Some weights of BertForSequenceClassification were not initialized from the model checkpoint at google-bert/bert-base-uncased and are newly initialized: ['classifier.bias', 'classifier.weight']
You should probably TRAIN this model on a down-stream task to be able to use it for predictions and inference.


In [2]:
model.eval()

BertForSequenceClassification(
  (bert): BertModel(
    (embeddings): BertEmbeddings(
      (word_embeddings): Embedding(30522, 768, padding_idx=0)
      (position_embeddings): Embedding(512, 768)
      (token_type_embeddings): Embedding(2, 768)
      (LayerNorm): LayerNorm((768,), eps=1e-12, elementwise_affine=True)
      (dropout): Dropout(p=0.1, inplace=False)
    )
    (encoder): BertEncoder(
      (layer): ModuleList(
        (0-11): 12 x BertLayer(
          (attention): BertAttention(
            (self): BertSdpaSelfAttention(
              (query): Linear(in_features=768, out_features=768, bias=True)
              (key): Linear(in_features=768, out_features=768, bias=True)
              (value): Linear(in_features=768, out_features=768, bias=True)
              (dropout): Dropout(p=0.1, inplace=False)
            )
            (output): BertSelfOutput(
              (dense): Linear(in_features=768, out_features=768, bias=True)
              (LayerNorm): LayerNorm((768,), eps=1e

In [3]:
review = "This movie was fantastic! Great acting and amazing plot."
inputs = tokenizer(
    review, return_tensors="pt", padding=True, truncation=True, max_length=1024
)
print("Tokenized input:")
print(f"Input IDs shape: {inputs['input_ids'].shape}")
print(f"Attention mask shape: {inputs['attention_mask'].shape}")

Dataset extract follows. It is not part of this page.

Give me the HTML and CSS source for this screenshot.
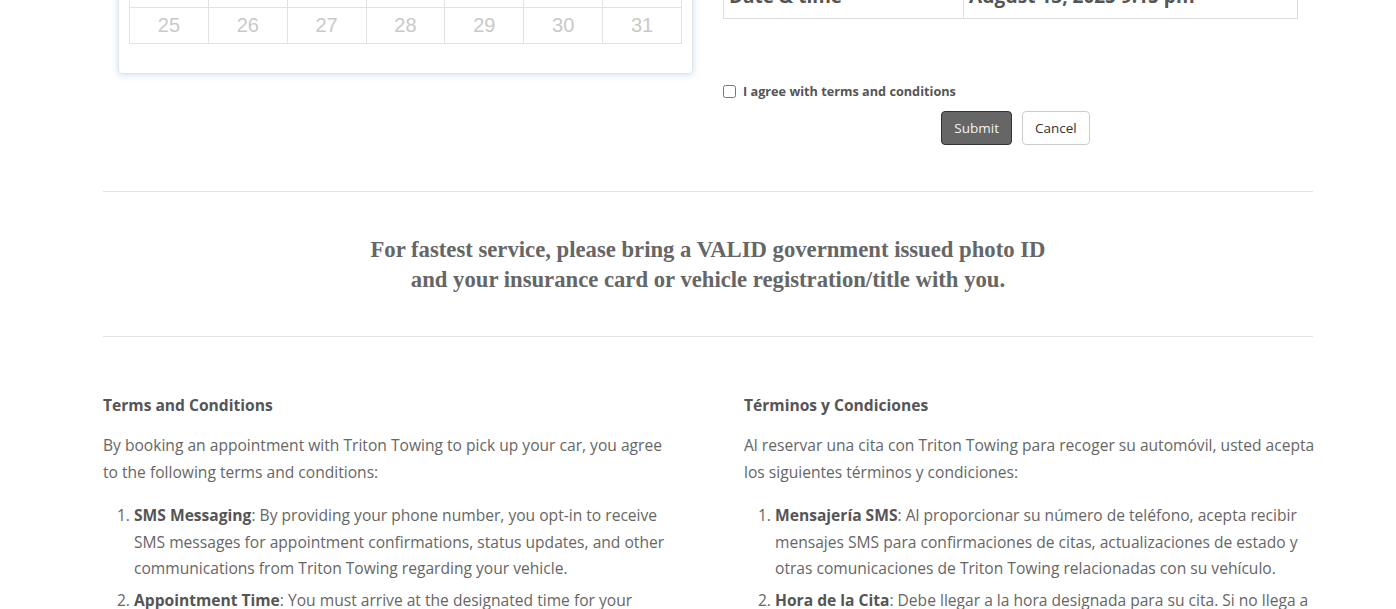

# Make prediction (no gradient calculation needed for inference)
with torch.no_grad():
    outputs = model(**inputs)
    predictions = torch.nn.functional.softmax(outputs.logits, dim=-1)

print(f"\nRaw logits: {outputs.logits}")
print(f"Probabilities: {predictions}")
print(f"Predicted class: {torch.argmax(predictions, dim=-1).item()}")


Tokenized input:
Input IDs shape: torch.Size([1, 13])
Attention mask shape: torch.Size([1, 13])

Raw logits: tensor([[ 0.1682, -0.7521, -0.0206,  0.5124, -0.3735, -0.2041, -0.7227,  0.2623,
         -0.4108,  0.1616]])
Probabilities: tensor([[0.1255, 0.0500, 0.1039, 0.1770, 0.0730, 0.0865, 0.0515, 0.1378, 0.0703,
         0.1246]])
Predicted class: 3


In [4]:
test_set = pd.read_csv("./data/letterboxd_250movie_reviews_test.csv")

inputs = tokenizer(
    test_set["text"].tolist(),
    return_tensors="pt",
    padding=True,
    truncation=True,
    max_length=512,
)

with torch.no_grad():
    outputs = model(**inputs)
    predictions = torch.nn.functional.softmax(outputs.logits, dim=-1)


In [6]:
predicted_labels = torch.argmax(predictions, dim=1)
true_labels = torch.from_numpy(
    test_set["label"].to_numpy()
)

In [7]:
accuracy = evaluate.load("accuracy")
acc_result = accuracy.compute(
    predictions=predicted_labels, references=true_labels, normalize=True
)
print("Accuracy:", acc_result['accuracy'])

mse = mean_squared_error(y_true=true_labels, y_pred=predicted_labels)
print("MSE:", mse)

Accuracy: 0.085
MSE: 11.285